Exercise instructions
Scan the data for "React" and copy the lines it appears in.

Data provided
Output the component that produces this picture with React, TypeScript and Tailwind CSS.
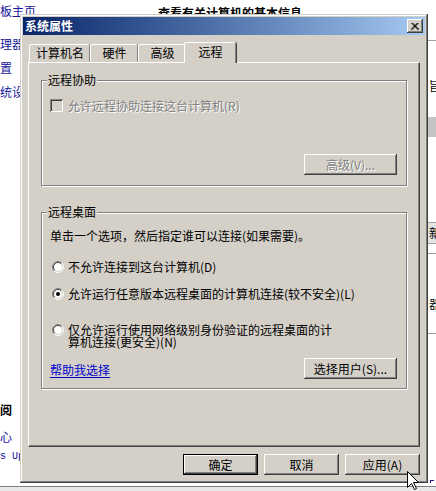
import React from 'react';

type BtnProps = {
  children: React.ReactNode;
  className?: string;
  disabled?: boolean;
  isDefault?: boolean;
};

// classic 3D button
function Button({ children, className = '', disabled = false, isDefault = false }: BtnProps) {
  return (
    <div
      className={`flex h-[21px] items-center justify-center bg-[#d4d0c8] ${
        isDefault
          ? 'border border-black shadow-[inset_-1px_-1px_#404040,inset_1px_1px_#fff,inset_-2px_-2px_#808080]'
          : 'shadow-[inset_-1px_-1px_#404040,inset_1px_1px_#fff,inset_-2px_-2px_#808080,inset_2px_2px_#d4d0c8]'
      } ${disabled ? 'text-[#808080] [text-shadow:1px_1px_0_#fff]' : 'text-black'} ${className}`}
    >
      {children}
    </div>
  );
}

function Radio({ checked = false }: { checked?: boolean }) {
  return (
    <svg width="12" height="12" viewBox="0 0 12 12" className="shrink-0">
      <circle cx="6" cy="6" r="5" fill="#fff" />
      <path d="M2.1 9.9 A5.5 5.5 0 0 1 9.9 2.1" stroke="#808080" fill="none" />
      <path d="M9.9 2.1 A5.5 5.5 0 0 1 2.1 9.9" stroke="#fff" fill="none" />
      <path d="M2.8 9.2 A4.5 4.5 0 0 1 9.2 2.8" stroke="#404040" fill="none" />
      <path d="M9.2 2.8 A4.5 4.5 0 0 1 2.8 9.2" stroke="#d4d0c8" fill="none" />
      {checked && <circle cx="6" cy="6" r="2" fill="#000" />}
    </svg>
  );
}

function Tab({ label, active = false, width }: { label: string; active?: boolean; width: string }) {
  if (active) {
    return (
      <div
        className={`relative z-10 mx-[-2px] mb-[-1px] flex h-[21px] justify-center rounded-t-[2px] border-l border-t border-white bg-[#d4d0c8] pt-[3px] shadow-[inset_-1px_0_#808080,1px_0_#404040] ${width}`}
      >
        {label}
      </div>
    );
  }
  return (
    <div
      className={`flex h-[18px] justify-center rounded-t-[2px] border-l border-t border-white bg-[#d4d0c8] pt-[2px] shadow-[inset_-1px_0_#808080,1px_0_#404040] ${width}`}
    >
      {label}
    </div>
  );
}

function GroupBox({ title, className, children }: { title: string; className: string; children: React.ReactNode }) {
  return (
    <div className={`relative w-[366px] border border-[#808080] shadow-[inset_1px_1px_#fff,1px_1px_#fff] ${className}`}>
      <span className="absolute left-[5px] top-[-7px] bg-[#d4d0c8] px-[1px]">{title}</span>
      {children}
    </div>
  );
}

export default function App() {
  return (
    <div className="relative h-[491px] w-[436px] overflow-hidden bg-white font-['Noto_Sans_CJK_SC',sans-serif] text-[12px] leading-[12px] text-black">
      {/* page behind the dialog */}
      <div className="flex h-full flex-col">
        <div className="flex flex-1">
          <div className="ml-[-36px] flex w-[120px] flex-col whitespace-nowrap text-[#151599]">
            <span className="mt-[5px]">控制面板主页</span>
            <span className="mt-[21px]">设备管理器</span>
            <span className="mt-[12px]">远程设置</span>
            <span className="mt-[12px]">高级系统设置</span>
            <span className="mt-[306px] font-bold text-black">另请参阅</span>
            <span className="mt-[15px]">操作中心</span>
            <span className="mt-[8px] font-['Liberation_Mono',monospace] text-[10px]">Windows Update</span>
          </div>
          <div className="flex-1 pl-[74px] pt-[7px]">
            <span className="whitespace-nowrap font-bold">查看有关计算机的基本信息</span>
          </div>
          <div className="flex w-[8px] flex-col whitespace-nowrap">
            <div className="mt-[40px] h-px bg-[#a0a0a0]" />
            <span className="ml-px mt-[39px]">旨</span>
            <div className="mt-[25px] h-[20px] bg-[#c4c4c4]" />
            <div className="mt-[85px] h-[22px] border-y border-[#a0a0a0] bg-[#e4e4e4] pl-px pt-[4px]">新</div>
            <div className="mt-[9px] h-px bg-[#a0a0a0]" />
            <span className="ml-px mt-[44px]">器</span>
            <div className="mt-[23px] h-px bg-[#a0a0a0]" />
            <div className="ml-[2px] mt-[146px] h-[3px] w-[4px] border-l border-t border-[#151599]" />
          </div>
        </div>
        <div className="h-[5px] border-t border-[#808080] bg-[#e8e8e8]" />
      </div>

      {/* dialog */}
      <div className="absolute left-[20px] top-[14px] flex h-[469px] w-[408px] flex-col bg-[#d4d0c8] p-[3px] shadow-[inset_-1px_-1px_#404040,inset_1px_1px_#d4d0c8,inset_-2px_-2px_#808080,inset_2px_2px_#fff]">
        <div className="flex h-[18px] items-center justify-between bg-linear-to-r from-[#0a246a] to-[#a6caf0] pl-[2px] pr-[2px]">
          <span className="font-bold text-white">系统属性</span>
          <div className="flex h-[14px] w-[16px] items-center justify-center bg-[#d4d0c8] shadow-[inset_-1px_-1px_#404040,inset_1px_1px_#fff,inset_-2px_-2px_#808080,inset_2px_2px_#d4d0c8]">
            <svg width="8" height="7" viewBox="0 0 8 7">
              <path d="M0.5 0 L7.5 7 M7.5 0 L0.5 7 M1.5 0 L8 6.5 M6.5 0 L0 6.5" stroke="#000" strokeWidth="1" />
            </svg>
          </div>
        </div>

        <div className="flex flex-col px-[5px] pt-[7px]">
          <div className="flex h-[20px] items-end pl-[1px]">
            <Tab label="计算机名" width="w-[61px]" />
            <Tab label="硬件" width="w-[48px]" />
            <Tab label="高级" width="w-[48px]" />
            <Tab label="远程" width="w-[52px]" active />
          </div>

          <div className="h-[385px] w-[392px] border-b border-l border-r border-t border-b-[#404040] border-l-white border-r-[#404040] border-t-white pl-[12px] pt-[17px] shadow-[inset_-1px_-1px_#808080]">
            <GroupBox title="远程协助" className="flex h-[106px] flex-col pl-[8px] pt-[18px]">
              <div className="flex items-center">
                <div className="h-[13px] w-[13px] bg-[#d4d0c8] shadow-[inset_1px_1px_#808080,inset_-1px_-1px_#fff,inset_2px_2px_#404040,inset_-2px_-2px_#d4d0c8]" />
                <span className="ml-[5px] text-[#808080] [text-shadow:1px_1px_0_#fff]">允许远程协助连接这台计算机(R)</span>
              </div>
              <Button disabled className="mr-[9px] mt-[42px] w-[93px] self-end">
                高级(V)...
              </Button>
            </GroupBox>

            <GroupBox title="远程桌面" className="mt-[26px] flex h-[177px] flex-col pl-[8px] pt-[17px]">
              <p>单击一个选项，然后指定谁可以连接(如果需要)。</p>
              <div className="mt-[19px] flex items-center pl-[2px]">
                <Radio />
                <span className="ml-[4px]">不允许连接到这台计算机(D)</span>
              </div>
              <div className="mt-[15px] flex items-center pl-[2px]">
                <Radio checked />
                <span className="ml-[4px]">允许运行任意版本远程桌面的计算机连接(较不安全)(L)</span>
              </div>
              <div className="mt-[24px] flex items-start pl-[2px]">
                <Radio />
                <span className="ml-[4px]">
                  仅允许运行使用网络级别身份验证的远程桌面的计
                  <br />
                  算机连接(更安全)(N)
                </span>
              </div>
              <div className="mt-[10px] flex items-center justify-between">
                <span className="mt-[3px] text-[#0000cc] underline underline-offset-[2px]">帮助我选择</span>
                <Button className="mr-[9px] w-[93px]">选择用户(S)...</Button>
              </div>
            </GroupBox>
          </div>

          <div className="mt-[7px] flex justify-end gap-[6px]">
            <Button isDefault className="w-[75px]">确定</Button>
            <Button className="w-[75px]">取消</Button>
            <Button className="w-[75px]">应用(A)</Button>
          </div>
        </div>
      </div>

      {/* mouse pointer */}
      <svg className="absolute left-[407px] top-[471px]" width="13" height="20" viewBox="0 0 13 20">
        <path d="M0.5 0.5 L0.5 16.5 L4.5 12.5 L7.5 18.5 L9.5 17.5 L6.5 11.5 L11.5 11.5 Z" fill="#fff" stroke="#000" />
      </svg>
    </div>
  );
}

Result of this exercise
Output the component that produces this picture with React, TypeScript and Tailwind CSS.
import React from 'react';
  children: React.ReactNode;
function GroupBox({ title, className, children }: { title: string; className: string; children: React.ReactNode }) {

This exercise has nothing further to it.